The request → Drop the images; return everything else in the listing below exactly.

============================================================

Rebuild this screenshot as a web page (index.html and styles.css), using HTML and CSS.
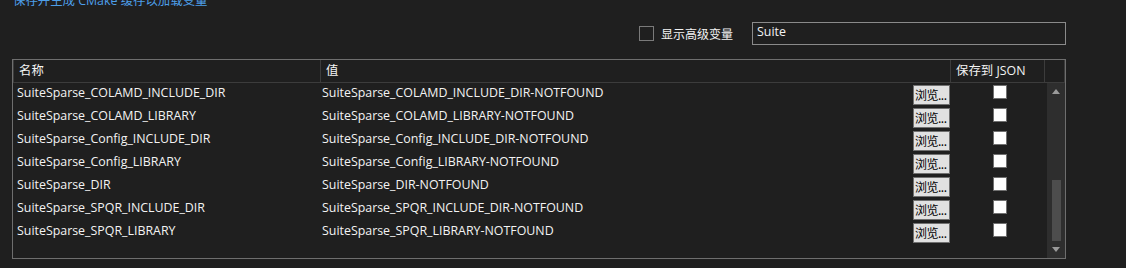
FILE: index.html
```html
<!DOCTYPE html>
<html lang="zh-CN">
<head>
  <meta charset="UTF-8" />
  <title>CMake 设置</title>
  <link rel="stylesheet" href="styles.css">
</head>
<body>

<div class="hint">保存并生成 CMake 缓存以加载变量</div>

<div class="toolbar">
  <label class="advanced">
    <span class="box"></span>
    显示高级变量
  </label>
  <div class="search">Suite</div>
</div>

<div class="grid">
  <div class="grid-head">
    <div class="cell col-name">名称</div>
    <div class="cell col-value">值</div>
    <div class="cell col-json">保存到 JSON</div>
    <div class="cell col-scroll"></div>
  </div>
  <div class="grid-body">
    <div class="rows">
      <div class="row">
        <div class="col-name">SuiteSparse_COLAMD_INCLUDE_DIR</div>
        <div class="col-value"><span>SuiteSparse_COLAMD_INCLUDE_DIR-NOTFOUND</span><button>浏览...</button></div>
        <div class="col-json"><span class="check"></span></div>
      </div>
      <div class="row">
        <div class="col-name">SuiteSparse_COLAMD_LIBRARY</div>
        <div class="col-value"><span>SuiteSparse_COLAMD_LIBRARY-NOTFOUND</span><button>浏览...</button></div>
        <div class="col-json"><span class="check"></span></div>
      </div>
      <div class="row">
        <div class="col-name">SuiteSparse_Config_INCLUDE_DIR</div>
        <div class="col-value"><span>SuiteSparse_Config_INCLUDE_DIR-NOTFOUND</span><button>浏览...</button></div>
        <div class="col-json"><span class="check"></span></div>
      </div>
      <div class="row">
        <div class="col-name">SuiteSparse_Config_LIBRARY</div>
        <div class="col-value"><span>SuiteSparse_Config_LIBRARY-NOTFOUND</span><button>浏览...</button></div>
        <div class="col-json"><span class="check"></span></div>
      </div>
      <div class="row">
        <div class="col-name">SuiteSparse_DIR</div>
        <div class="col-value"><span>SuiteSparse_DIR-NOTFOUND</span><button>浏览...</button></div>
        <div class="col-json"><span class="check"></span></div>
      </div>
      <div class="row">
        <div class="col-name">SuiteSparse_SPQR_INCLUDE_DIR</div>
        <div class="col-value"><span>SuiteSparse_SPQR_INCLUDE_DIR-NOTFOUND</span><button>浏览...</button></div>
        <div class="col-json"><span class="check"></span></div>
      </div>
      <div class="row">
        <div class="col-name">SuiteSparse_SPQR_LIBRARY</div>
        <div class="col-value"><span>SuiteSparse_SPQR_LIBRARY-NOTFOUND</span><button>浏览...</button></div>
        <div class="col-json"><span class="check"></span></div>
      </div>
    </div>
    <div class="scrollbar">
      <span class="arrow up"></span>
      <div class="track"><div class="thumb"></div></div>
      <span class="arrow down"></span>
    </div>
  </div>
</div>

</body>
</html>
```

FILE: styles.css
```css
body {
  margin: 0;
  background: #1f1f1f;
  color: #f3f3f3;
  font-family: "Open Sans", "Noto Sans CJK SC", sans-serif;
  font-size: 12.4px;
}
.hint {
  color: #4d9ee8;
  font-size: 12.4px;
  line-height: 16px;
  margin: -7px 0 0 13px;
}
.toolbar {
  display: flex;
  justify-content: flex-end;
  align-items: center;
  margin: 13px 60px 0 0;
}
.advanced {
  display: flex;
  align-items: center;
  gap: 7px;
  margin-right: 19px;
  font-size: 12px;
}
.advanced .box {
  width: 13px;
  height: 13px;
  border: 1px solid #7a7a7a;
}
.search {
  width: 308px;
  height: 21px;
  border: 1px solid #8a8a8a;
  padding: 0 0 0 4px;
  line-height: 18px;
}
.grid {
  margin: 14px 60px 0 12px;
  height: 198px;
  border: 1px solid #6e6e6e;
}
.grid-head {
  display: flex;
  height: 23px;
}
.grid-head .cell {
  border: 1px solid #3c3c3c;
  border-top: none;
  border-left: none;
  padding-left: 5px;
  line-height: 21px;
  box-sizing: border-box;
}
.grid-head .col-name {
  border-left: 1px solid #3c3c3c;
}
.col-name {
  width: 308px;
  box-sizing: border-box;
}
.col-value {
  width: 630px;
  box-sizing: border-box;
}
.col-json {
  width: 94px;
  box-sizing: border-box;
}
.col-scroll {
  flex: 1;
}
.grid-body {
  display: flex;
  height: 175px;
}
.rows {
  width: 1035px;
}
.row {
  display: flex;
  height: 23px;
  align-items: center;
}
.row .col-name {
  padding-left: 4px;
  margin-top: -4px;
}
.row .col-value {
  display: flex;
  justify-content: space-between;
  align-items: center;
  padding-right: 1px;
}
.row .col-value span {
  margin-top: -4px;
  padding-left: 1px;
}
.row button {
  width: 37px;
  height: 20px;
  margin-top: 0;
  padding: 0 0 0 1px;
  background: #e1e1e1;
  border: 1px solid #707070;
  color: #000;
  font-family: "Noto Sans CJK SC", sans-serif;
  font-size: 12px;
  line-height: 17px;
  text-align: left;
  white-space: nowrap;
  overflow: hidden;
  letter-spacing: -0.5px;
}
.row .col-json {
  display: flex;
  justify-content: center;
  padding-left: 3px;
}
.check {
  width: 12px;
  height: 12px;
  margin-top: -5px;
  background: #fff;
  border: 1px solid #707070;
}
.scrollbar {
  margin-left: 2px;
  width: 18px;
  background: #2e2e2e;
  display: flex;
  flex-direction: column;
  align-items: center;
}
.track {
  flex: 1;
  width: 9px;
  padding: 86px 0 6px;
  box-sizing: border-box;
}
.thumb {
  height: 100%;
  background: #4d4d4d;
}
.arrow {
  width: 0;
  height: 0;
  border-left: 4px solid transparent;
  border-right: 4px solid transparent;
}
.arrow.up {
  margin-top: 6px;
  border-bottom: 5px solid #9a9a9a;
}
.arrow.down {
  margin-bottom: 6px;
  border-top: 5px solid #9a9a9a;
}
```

============================================================

Completed task →
Rebuild this screenshot as a web page (index.html and styles.css), using HTML and CSS.
FILE: index.html
```html
<!DOCTYPE html>
<html lang="zh-CN">
<head>
  <meta charset="UTF-8" />
  <title>CMake 设置</title>
  <link rel="stylesheet" href="styles.css">
</head>
<body>

<div class="hint">保存并生成 CMake 缓存以加载变量</div>

<div class="toolbar">
  <label class="advanced">
    <span class="box"></span>
    显示高级变量
  </label>
  <div class="search">Suite</div>
</div>

<div class="grid">
  <div class="grid-head">
    <div class="cell col-name">名称</div>
    <div class="cell col-value">值</div>
    <div class="cell col-json">保存到 JSON</div>
    <div class="cell col-scroll"></div>
  </div>
  <div class="grid-body">
    <div class="rows">
      <div class="row">
        <div class="col-name">SuiteSparse_COLAMD_INCLUDE_DIR</div>
        <div class="col-value"><span>SuiteSparse_COLAMD_INCLUDE_DIR-NOTFOUND</span><button>浏览...</button></div>
        <div class="col-json"><span class="check"></span></div>
      </div>
      <div class="row">
        <div class="col-name">SuiteSparse_COLAMD_LIBRARY</div>
        <div class="col-value"><span>SuiteSparse_COLAMD_LIBRARY-NOTFOUND</span><button>浏览...</button></div>
        <div class="col-json"><span class="check"></span></div>
      </div>
      <div class="row">
        <div class="col-name">SuiteSparse_Config_INCLUDE_DIR</div>
        <div class="col-value"><span>SuiteSparse_Config_INCLUDE_DIR-NOTFOUND</span><button>浏览...</button></div>
        <div class="col-json"><span class="check"></span></div>
      </div>
      <div class="row">
        <div class="col-name">SuiteSparse_Config_LIBRARY</div>
        <div class="col-value"><span>SuiteSparse_Config_LIBRARY-NOTFOUND</span><button>浏览...</button></div>
        <div class="col-json"><span class="check"></span></div>
      </div>
      <div class="row">
        <div class="col-name">SuiteSparse_DIR</div>
        <div class="col-value"><span>SuiteSparse_DIR-NOTFOUND</span><button>浏览...</button></div>
        <div class="col-json"><span class="check"></span></div>
      </div>
      <div class="row">
        <div class="col-name">SuiteSparse_SPQR_INCLUDE_DIR</div>
        <div class="col-value"><span>SuiteSparse_SPQR_INCLUDE_DIR-NOTFOUND</span><button>浏览...</button></div>
        <div class="col-json"><span class="check"></span></div>
      </div>
      <div class="row">
        <div class="col-name">SuiteSparse_SPQR_LIBRARY</div>
        <div class="col-value"><span>SuiteSparse_SPQR_LIBRARY-NOTFOUND</span><button>浏览...</button></div>
        <div class="col-json"><span class="check"></span></div>
      </div>
    </div>
    <div class="scrollbar">
      <span class="arrow up"></span>
      <div class="track"><div class="thumb"></div></div>
      <span class="arrow down"></span>
    </div>
  </div>
</div>

</body>
</html>
```

FILE: styles.css
```css
body {
  margin: 0;
  background: #1f1f1f;
  color: #f3f3f3;
  font-family: "Open Sans", "Noto Sans CJK SC", sans-serif;
  font-size: 12.4px;
}
.hint {
  color: #4d9ee8;
  font-size: 12.4px;
  line-height: 16px;
  margin: -7px 0 0 13px;
}
.toolbar {
  display: flex;
  justify-content: flex-end;
  align-items: center;
  margin: 13px 60px 0 0;
}
.advanced {
  display: flex;
  align-items: center;
  gap: 7px;
  margin-right: 19px;
  font-size: 12px;
}
.advanced .box {
  width: 13px;
  height: 13px;
  border: 1px solid #7a7a7a;
}
.search {
  width: 308px;
  height: 21px;
  border: 1px solid #8a8a8a;
  padding: 0 0 0 4px;
  line-height: 18px;
}
.grid {
  margin: 14px 60px 0 12px;
  height: 198px;
  border: 1px solid #6e6e6e;
}
.grid-head {
  display: flex;
  height: 23px;
}
.grid-head .cell {
  border: 1px solid #3c3c3c;
  border-top: none;
  border-left: none;
  padding-left: 5px;
  line-height: 21px;
  box-sizing: border-box;
}
.grid-head .col-name {
  border-left: 1px solid #3c3c3c;
}
.col-name {
  width: 308px;
  box-sizing: border-box;
}
.col-value {
  width: 630px;
  box-sizing: border-box;
}
.col-json {
  width: 94px;
  box-sizing: border-box;
}
.col-scroll {
  flex: 1;
}
.grid-body {
  display: flex;
  height: 175px;
}
.rows {
  width: 1035px;
}
.row {
  display: flex;
  height: 23px;
  align-items: center;
}
.row .col-name {
  padding-left: 4px;
  margin-top: -4px;
}
.row .col-value {
  display: flex;
  justify-content: space-between;
  align-items: center;
  padding-right: 1px;
}
.row .col-value span {
  margin-top: -4px;
  padding-left: 1px;
}
.row button {
  width: 37px;
  height: 20px;
  margin-top: 0;
  padding: 0 0 0 1px;
  background: #e1e1e1;
  border: 1px solid #707070;
  color: #000;
  font-family: "Noto Sans CJK SC", sans-serif;
  font-size: 12px;
  line-height: 17px;
  text-align: left;
  white-space: nowrap;
  overflow: hidden;
  letter-spacing: -0.5px;
}
.row .col-json {
  display: flex;
  justify-content: center;
  padding-left: 3px;
}
.check {
  width: 12px;
  height: 12px;
  margin-top: -5px;
  background: #fff;
  border: 1px solid #707070;
}
.scrollbar {
  margin-left: 2px;
  width: 18px;
  background: #2e2e2e;
  display: flex;
  flex-direction: column;
  align-items: center;
}
.track {
  flex: 1;
  width: 9px;
  padding: 86px 0 6px;
  box-sizing: border-box;
}
.thumb {
  height: 100%;
  background: #4d4d4d;
}
.arrow {
  width: 0;
  height: 0;
  border-left: 4px solid transparent;
  border-right: 4px solid transparent;
}
.arrow.up {
  margin-top: 6px;
  border-bottom: 5px solid #9a9a9a;
}
.arrow.down {
  margin-bottom: 6px;
  border-top: 5px solid #9a9a9a;
}
```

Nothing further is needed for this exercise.